[BEGIN Data block]

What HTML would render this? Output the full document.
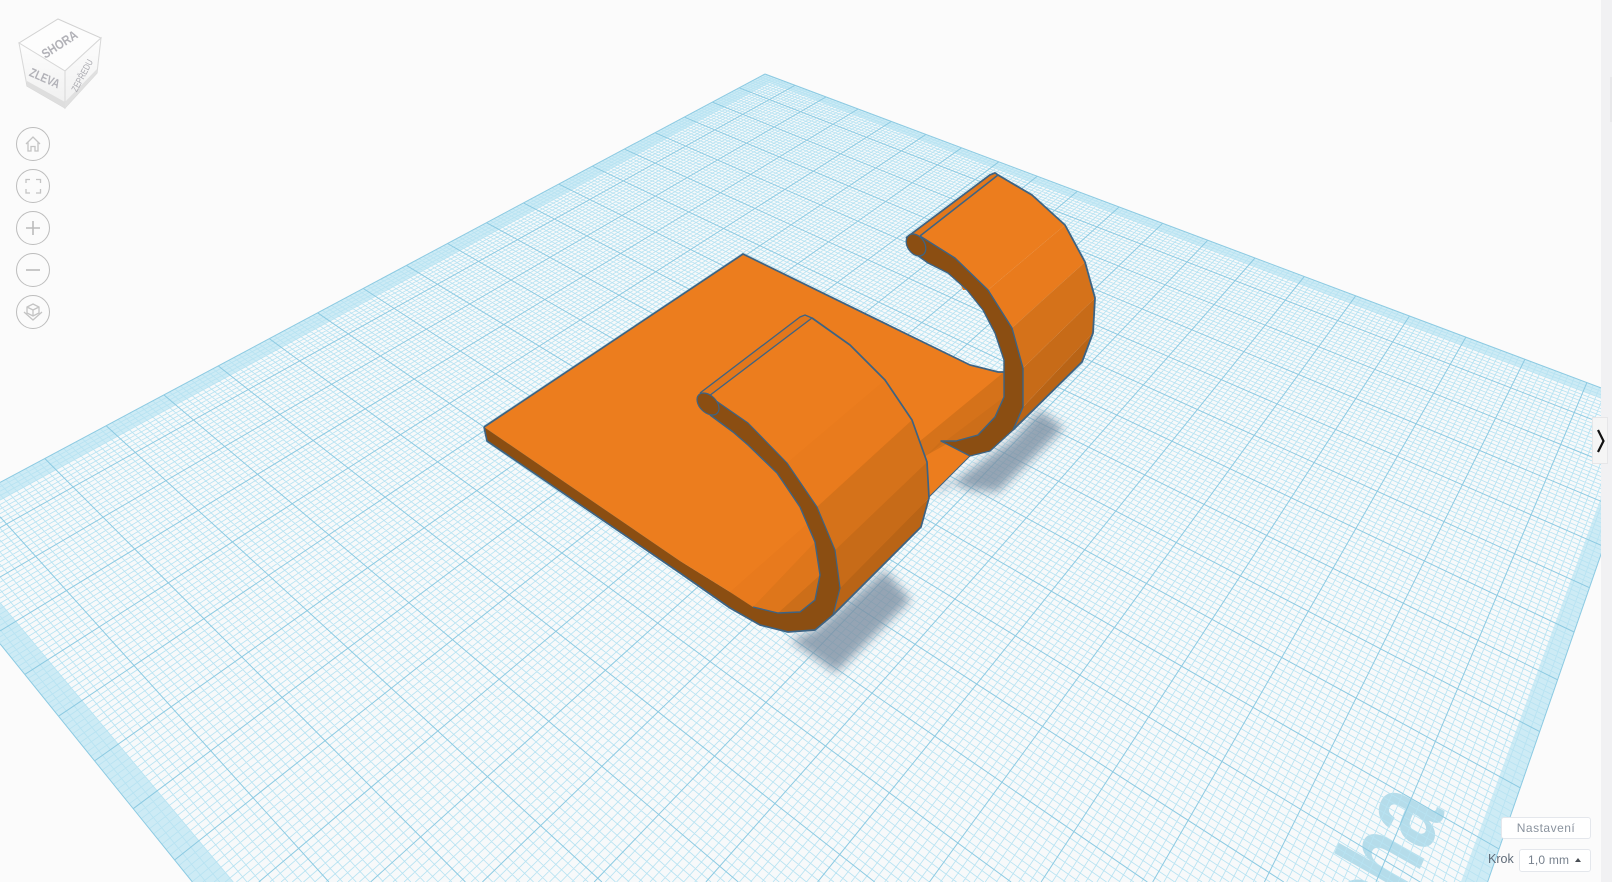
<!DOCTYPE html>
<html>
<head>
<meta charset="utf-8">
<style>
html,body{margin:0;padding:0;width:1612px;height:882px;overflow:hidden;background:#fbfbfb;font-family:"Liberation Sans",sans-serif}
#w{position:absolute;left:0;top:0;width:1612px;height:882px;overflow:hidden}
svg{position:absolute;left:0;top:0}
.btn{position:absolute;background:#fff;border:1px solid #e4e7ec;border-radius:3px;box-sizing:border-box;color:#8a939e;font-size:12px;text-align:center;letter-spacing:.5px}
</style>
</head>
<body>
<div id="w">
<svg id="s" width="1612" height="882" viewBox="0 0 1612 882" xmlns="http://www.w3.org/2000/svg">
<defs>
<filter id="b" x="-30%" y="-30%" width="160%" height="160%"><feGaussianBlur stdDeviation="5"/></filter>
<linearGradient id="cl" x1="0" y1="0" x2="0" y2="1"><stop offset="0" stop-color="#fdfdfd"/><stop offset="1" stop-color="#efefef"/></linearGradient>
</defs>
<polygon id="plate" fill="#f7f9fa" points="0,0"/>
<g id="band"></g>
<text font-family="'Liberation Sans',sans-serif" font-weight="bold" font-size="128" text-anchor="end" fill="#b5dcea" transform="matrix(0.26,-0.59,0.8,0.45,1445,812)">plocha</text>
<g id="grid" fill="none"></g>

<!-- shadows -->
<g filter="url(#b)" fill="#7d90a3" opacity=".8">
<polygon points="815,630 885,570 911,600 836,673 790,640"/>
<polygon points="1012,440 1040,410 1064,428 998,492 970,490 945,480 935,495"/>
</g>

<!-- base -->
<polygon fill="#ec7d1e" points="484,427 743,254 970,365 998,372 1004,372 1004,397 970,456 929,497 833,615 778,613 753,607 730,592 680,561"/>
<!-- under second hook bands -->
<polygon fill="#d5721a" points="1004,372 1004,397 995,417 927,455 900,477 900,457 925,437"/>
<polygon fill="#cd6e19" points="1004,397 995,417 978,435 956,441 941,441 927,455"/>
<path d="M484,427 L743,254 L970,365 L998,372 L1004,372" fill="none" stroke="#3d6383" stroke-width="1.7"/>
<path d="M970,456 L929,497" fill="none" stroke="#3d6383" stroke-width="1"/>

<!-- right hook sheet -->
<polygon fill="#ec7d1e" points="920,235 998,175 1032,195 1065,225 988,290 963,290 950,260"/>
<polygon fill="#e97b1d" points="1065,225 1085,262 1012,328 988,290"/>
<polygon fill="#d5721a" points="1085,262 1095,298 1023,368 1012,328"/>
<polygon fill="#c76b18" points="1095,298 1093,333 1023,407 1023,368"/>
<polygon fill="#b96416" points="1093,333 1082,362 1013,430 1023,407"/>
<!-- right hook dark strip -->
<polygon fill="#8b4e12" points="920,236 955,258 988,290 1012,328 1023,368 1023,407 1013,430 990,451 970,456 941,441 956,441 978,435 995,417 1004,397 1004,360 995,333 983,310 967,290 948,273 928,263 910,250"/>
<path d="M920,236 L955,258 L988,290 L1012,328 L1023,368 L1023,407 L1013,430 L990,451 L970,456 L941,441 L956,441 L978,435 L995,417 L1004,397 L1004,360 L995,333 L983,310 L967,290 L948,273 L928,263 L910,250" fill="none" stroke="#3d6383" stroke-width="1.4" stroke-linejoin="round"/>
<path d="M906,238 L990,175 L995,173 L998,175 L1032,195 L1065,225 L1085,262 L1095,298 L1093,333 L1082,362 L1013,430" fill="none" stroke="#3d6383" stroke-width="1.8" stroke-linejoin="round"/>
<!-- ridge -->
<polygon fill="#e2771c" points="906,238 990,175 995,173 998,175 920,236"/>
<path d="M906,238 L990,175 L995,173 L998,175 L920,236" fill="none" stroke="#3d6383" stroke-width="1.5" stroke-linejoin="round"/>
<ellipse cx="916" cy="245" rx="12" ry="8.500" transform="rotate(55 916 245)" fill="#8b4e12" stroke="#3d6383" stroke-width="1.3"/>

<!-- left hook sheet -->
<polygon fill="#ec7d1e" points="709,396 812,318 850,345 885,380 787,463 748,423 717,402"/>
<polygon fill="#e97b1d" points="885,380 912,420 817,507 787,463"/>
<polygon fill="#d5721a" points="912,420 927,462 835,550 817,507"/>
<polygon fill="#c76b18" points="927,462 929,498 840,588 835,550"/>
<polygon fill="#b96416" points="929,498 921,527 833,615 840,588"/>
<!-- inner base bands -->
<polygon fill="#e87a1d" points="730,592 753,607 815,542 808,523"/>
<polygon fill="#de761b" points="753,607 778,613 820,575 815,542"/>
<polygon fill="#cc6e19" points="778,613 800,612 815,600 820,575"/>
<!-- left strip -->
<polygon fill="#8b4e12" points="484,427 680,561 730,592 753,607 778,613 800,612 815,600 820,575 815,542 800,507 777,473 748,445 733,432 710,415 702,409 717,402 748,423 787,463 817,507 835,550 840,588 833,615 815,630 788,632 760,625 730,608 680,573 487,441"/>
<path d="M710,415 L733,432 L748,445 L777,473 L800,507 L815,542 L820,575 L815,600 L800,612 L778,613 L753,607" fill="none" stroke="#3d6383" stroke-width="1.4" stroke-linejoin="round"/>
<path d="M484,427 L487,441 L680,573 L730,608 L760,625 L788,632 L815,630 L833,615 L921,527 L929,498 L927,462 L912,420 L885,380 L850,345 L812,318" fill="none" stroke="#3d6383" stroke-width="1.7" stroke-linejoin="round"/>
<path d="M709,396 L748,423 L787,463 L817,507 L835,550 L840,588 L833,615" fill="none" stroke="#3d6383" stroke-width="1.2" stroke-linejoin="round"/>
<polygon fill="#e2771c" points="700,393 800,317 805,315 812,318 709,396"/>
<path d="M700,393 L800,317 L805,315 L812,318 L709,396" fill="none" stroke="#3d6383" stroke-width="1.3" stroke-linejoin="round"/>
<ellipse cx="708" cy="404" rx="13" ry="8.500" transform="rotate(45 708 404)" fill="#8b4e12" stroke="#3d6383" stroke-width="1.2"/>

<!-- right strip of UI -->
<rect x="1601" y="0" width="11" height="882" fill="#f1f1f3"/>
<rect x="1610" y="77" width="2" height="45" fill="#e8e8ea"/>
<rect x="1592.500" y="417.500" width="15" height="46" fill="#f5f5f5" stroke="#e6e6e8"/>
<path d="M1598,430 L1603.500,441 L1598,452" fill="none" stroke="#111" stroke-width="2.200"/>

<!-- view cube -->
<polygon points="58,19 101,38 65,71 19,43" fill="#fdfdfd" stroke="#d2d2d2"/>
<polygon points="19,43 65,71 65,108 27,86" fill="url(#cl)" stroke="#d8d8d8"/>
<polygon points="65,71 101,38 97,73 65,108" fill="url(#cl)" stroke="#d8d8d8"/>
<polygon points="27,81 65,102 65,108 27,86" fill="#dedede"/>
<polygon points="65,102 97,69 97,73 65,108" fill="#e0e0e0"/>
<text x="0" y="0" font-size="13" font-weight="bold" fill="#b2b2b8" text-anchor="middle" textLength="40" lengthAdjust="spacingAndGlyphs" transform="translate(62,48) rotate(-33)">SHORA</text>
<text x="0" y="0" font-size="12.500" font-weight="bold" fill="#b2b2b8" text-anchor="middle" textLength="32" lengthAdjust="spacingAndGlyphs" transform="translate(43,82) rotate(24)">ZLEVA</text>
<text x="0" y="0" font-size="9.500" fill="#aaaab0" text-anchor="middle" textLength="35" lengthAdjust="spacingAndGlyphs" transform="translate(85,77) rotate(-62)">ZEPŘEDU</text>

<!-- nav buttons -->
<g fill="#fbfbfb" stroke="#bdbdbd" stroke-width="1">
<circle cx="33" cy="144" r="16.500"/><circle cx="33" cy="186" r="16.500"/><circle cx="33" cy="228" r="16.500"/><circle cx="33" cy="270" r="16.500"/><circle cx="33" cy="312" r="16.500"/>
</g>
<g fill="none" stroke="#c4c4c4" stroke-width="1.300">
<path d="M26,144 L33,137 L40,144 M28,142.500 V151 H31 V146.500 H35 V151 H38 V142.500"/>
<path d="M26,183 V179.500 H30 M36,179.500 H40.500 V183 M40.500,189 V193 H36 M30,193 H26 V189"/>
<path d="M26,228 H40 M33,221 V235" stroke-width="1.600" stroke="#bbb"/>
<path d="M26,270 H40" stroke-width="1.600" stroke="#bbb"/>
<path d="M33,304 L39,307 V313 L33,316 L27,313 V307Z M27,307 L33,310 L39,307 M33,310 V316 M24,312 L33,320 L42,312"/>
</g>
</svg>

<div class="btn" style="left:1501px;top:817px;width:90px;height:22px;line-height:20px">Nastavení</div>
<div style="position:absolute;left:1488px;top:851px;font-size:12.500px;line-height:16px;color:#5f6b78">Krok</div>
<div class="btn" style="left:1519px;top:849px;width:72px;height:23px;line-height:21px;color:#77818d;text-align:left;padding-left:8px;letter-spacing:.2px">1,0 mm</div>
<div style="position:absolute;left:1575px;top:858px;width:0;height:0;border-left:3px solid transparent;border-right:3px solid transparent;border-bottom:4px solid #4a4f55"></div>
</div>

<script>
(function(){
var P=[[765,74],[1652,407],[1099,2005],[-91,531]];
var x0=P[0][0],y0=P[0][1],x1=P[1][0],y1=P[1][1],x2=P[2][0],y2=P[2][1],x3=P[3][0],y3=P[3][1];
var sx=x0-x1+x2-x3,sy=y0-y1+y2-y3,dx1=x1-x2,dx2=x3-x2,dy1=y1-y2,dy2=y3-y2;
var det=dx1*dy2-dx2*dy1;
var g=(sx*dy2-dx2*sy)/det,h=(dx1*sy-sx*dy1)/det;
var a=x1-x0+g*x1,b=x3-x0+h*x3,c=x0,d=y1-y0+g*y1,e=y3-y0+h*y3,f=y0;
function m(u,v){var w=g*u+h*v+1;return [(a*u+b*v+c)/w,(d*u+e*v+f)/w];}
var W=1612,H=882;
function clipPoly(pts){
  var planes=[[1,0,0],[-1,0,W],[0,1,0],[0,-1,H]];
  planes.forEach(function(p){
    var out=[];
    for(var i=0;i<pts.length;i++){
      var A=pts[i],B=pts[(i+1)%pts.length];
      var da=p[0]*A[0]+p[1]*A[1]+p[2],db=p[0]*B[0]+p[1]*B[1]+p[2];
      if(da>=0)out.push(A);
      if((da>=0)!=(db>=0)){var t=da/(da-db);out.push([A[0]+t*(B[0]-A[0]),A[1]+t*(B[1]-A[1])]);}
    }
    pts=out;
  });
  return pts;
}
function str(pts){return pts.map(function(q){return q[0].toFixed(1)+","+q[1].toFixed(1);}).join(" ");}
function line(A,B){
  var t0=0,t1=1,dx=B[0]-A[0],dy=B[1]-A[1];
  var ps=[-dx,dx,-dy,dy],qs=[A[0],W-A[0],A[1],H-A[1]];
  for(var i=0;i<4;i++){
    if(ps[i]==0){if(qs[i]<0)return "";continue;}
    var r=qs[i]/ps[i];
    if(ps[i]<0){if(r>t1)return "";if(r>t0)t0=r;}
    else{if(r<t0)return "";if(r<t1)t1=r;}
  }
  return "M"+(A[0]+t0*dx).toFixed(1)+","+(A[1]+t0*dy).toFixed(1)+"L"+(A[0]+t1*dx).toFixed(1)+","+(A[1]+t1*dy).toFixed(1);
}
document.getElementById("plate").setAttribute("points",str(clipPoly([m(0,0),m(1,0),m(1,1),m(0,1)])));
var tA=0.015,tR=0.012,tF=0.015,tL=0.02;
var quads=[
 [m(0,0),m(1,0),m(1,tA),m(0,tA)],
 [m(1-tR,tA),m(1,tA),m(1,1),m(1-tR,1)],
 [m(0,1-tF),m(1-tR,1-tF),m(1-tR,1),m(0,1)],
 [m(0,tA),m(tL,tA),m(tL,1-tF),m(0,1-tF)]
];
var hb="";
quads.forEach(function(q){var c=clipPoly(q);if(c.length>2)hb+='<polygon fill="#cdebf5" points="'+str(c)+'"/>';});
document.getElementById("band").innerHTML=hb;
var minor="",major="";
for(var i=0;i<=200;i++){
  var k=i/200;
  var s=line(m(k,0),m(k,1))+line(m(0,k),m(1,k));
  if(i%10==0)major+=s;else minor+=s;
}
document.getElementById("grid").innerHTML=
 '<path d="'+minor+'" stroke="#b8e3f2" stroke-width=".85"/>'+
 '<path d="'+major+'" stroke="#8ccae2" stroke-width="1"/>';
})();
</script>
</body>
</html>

[END Data block]

- [Problem to solve]
In the lines above, locate the string "document". Copy every line where it occurs.

- [Task answer]
What HTML would render this? Output the full document.
document.getElementById("plate").setAttribute("points",str(clipPoly([m(0,0),m(1,0),m(1,1),m(0,1)])));
document.getElementById("band").innerHTML=hb;
document.getElementById("grid").innerHTML=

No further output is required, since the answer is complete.